La primera biblioteca de Ida Vitale
Fuente: Filba
Viernes 10 de mayo de 2024
La poeta uruguaya recuerda su contacto con los libros: tomado de Léxico de afinidades (Estuario Editora)
Por Ida Vitale
Si giraba la cabeza, niña sentada en el feo sofá, veía una biblioteca pequeña, afluente de otra mayor y al nivel de mis ojos, una nublada colección, con tapas de algodonoso papel gris, por donde desfilaban los Maestros del Louvre. Las damas flotantes de Rubens tenían sus carnes divididas en tajantes zonas lácteas y zonas de rubor, los luminosos canales de Guardi usurpaban el color mortecino de algunos cielos de Corot y los verdes Veronese camaleonizaban bajo luces arbitrarias siempre que les tocaba aparecer. Me sorprende aún que la escala de valores y las simpatías e indiferencias construidas a partir de tan precarias versiones se conservaran intactas después de enfrentarme a los originales –a las carnes truculentas e hiperbólicas que se alejan hacia los techos en vastos espacios determinantes o en nudos somníferos o a la ligereza feliz de una verdura llena de puentes y de góndolas–. En devoción tuve desde entonces al misterioso Pisanello, a Antonello de Mesina; a Patinir, cuyos paisajes huidizos, cuyas aguas mitológicas busco como premio, muy espaciado, en rincones sin codiciosos.
Acostado, celeste y dorado, un Summa Artis acumulaba mastabas, pirámides, pectorales, maravillas de lapislázuli y turquesas y la prodigiosa belleza de Nefertiti; en él confirmé mi simpatía por Tut-ank-amón, iniciada años antes en otras fuentes (subterráneas: un sótano que conservaba volúmenes encuadernados de L’Illustration) y mi parcialidad para juzgar su gradual ajuste de cuentas con lord Carnavon y su equipo, aunque a estos les debiéramos tanta belleza recuperada.
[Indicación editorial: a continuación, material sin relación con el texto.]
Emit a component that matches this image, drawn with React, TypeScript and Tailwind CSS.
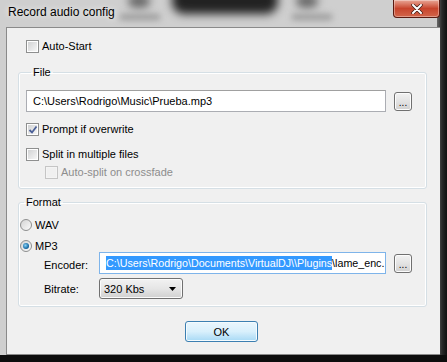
import React from "react"

function CheckBox({ checked = false, disabled = false }: { checked?: boolean; disabled?: boolean }) {
  return (
    <span
      className={`relative flex h-[13px] w-[13px] shrink-0 items-center justify-center border ${
        disabled ? "border-[#c5c5c5] bg-[#f4f4f4]" : "border-[#8e8f8f] bg-white"
      }`}
    >
      <span
        className={`h-[9px] w-[9px] ${
          disabled ? "bg-[#f0f0f0]" : "bg-gradient-to-br from-[#d2d3d4] to-[#f6f6f6]"
        }`}
      />
      {checked && (
        <svg className="absolute left-[1px] top-[1px]" width="10" height="10" viewBox="0 0 10 10">
          <path d="M1.5 5 L4 7.5 L8.5 1.5" fill="none" stroke="#4a5f97" strokeWidth="1.8" />
        </svg>
      )}
    </span>
  )
}

function Radio({ checked = false }: { checked?: boolean }) {
  return (
    <span className="flex h-[12px] w-[12px] shrink-0 items-center justify-center rounded-full border border-[#8e8f8f] bg-gradient-to-br from-[#d4d4d4] to-[#fbfbfb]">
      {checked && (
        <span className="h-[6px] w-[6px] rounded-full bg-[radial-gradient(circle_at_40%_40%,#8ad2f5,#1a6ea8_60%,#0d3a63)]" />
      )}
    </span>
  )
}

function DotsButton() {
  return (
    <div className="flex h-[19px] w-[18px] shrink-0 items-end justify-center rounded-[3px] border border-[#707070] bg-gradient-to-b from-[#f2f2f2] via-[#e3e3e3] to-[#d0d0d0] pb-[2px] text-[10px] leading-[10px] text-black shadow-[inset_0_0_0_1px_#fcfcfc]">
      ...
    </div>
  )
}

function CheckRow({ label, checked, disabled }: { label: string; checked?: boolean; disabled?: boolean }) {
  return (
    <div className="flex h-[13px] items-center gap-[3px]">
      <CheckBox checked={checked} disabled={disabled} />
      <span className={`leading-[13px] ${disabled ? "text-[#8d8d8d]" : "text-black"}`}>{label}</span>
    </div>
  )
}

export default function App() {
  return (
    <div
      className="relative h-[362px] w-[447px] overflow-hidden bg-[#cfcfcf] text-[11px] text-black"
      style={{ fontFamily: '"Liberation Sans", Arial, sans-serif' }}
    >
      {/* glass background blur */}
      <div className="absolute left-[172px] top-[-14px] h-[28px] w-[106px] rounded-[12px] bg-[#222222] blur-[5px]" />
      <div className="absolute left-[128px] top-[-6px] h-[14px] w-[22px] rounded-full bg-[#6a6a6a] blur-[4px]" />
      <div className="absolute left-[296px] top-[-6px] h-[14px] w-[22px] rounded-full bg-[#6a6a6a] blur-[4px]" />
      <div className="absolute left-[120px] top-[14px] h-[6px] w-[40px] bg-[#9a9a9a] blur-[3px]" />
      <div className="absolute left-[292px] top-[14px] h-[6px] w-[40px] bg-[#9a9a9a] blur-[3px]" />
      <div className="absolute right-0 top-0 h-[362px] w-[10px] bg-gradient-to-r from-[#6a6a6a] via-[#2a2a2a] to-[#101010]" />

      <div className="relative flex h-[362px] flex-col">
        {/* title bar */}
        <div className="flex h-[27px] items-start">
          <span className="ml-[8px] mt-[5px] text-[12px] leading-[14px] text-black [text-shadow:0_0_6px_#ffffff]">
            Record audio config
          </span>
          <div className="ml-auto mr-[7px] flex h-[18px] w-[47px] items-center justify-center rounded-b-[4px] border border-t-0 border-[#5a1a10] bg-gradient-to-b from-[#e8a696] via-[#c7442c] to-[#d2654a] shadow-[inset_0_0_0_1px_rgba(255,255,255,0.35)]">
            <svg width="12" height="10" viewBox="0 0 12 10">
              <path d="M2 1 L10 9 M10 1 L2 9" stroke="#3a1a14" strokeWidth="3.4" strokeLinecap="round" />
              <path d="M2 1 L10 9 M10 1 L2 9" stroke="#ffffff" strokeWidth="2" strokeLinecap="round" />
            </svg>
          </div>
        </div>

        <div className="flex">
          <div className="w-[7px] border-r border-[#8a8a8a]" />
          {/* client area */}
          <div className="flex h-[328px] w-[433px] flex-col border-y border-[#8a8a8a] bg-[#f0f0f0]">
            <div className="ml-[19px] mt-[12px]">
              <CheckRow label="Auto-Start" />
            </div>

            <fieldset className="ml-[11px] mt-[12px] w-[409px] rounded-[3px] border border-[#d5dfe5] pb-[9px] pl-[7px] pr-[13px] shadow-[inset_0_0_0_1px_#ffffff]">
              <legend className="ml-[5px] px-[2px] leading-[14px]">File</legend>
              <div className="mt-[11px] flex items-center gap-[8px]">
                <div className="flex h-[22px] w-[360px] items-center border border-[#abadb3] border-t-[#a0a0a0] bg-white pl-[6px] leading-[14px]">
                  C:\Users\Rodrigo\Music\Prueba.mp3
                </div>
                <DotsButton />
              </div>
              <div className="mt-[11px]">
                <CheckRow label="Prompt if overwrite" checked />
              </div>
              <div className="mt-[12px]">
                <CheckRow label="Split in multiple files" />
              </div>
              <div className="ml-[19px] mt-[5px]">
                <CheckRow label="Auto-split on crossfade" disabled />
              </div>
            </fieldset>

            <fieldset className="ml-[11px] mt-[6px] w-[409px] rounded-[3px] border border-[#d5dfe5] pb-[7px] pr-[13px] shadow-[inset_0_0_0_1px_#ffffff]">
              <legend className="ml-[5px] px-[2px] leading-[14px]">Format</legend>
              <div className="ml-[1px] mt-[10px] flex h-[12px] items-center gap-[3px]">
                <Radio />
                <span className="leading-[12px]">WAV</span>
              </div>
              <div className="ml-[1px] mt-[9px] flex h-[12px] items-center gap-[3px]">
                <Radio checked />
                <span className="leading-[12px]">MP3</span>
              </div>
              <div className="flex items-center">
                <span className="ml-[25px] w-[55px] pt-[4px] leading-[14px]">Encoder:</span>
                <div className="flex h-[22px] w-[287px] items-center overflow-hidden whitespace-nowrap border border-[#7eb4ea] bg-white pl-[6px] text-[10.7px] leading-[14px]">
                  <span className="bg-[#3399ff] text-white">C:\Users\Rodrigo\Documents\VirtualDJ\\Plugins</span>
                  <span>\lame_enc.</span>
                </div>
                <div className="ml-[8px]">
                  <DotsButton />
                </div>
              </div>
              <div className="mt-[4px] flex items-center">
                <span className="ml-[25px] w-[55px] pt-[1px] leading-[14px]">Bitrate:</span>
                <div className="flex h-[21px] w-[84px] items-center justify-between rounded-[3px] border border-[#707070] bg-gradient-to-b from-[#f2f2f2] via-[#e6e6e6] to-[#d0d0d0] pl-[4px] pr-[6px] leading-[14px] shadow-[inset_0_0_0_1px_#fbfbfb]">
                  <span>320 Kbs</span>
                  <svg width="7" height="4" viewBox="0 0 7 4">
                    <path d="M0 0 H7 L3.5 4 Z" fill="#000000" />
                  </svg>
                </div>
              </div>
            </fieldset>

            <div className="mt-[14px] flex justify-center">
              <div className="mr-[4px] flex h-[21px] w-[73px] items-center justify-center rounded-[3px] border border-[#3c7fb1] bg-gradient-to-b from-[#eaf6fd] via-[#d9f0fc] to-[#a7d9f5] leading-[14px] shadow-[inset_0_0_0_1px_#f4fbfe]">
                OK
              </div>
            </div>
          </div>
          <div className="w-[7px]" />
        </div>
        <div className="h-[7px] bg-[#0d0d0d]" />
      </div>
    </div>
  )
}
Al nivel de la mano empezaban las “letras”. Tenía, y quizás nunca exulté todo lo necesario, Guerra y paz en versión completa, en la que ningún atrevimiento había mutilado la iniciación masónica de Pedro, en busca del nihil obstat. En las primeras lecturas (luego hubo otras) me atrajeron, no la figura leve de Natacha ni la pareja de Vera y Andrés, sino el trasfondo bélico y los arabescos de la estrategia, de ahí que piense con espanto en la primitiva inclinación del ser humano por los manejos del poder y la muerte.
A su lado, ocupando un lugar tímido, Vida de bohemia, de Murger, me ofrecía elegir entre el melodrama y el humor. Fortalecida con este, eludí la anfractuosa proximidad de Zola mediante los recursos de la imaginación modesta. Antes de pasar a Swift, La isla de los pingüinos, obra tan caída en desuso como en olvido el affaire Dreyfus, me descubrió las posibilidades de la ironía en un texto a dos aguas, un modo posible de acercarse al hypocrite lecteur cuando este no quiere ver la realidad que lo rodea. Después ya estuve preparada para seguir a Gulliver en sus viajes.
Donde los pies, humillados, porque allí el polvo buscaba con empeño mayor su serenidad natural, la Corina de Mme. de Staël, no sé qué de Samuel Smiles, el sonrosado Bernardin de Saint Pierre y algún Carlos Reyles se odiaban a la espera del inmerecido goel que los liberara a unos de otros.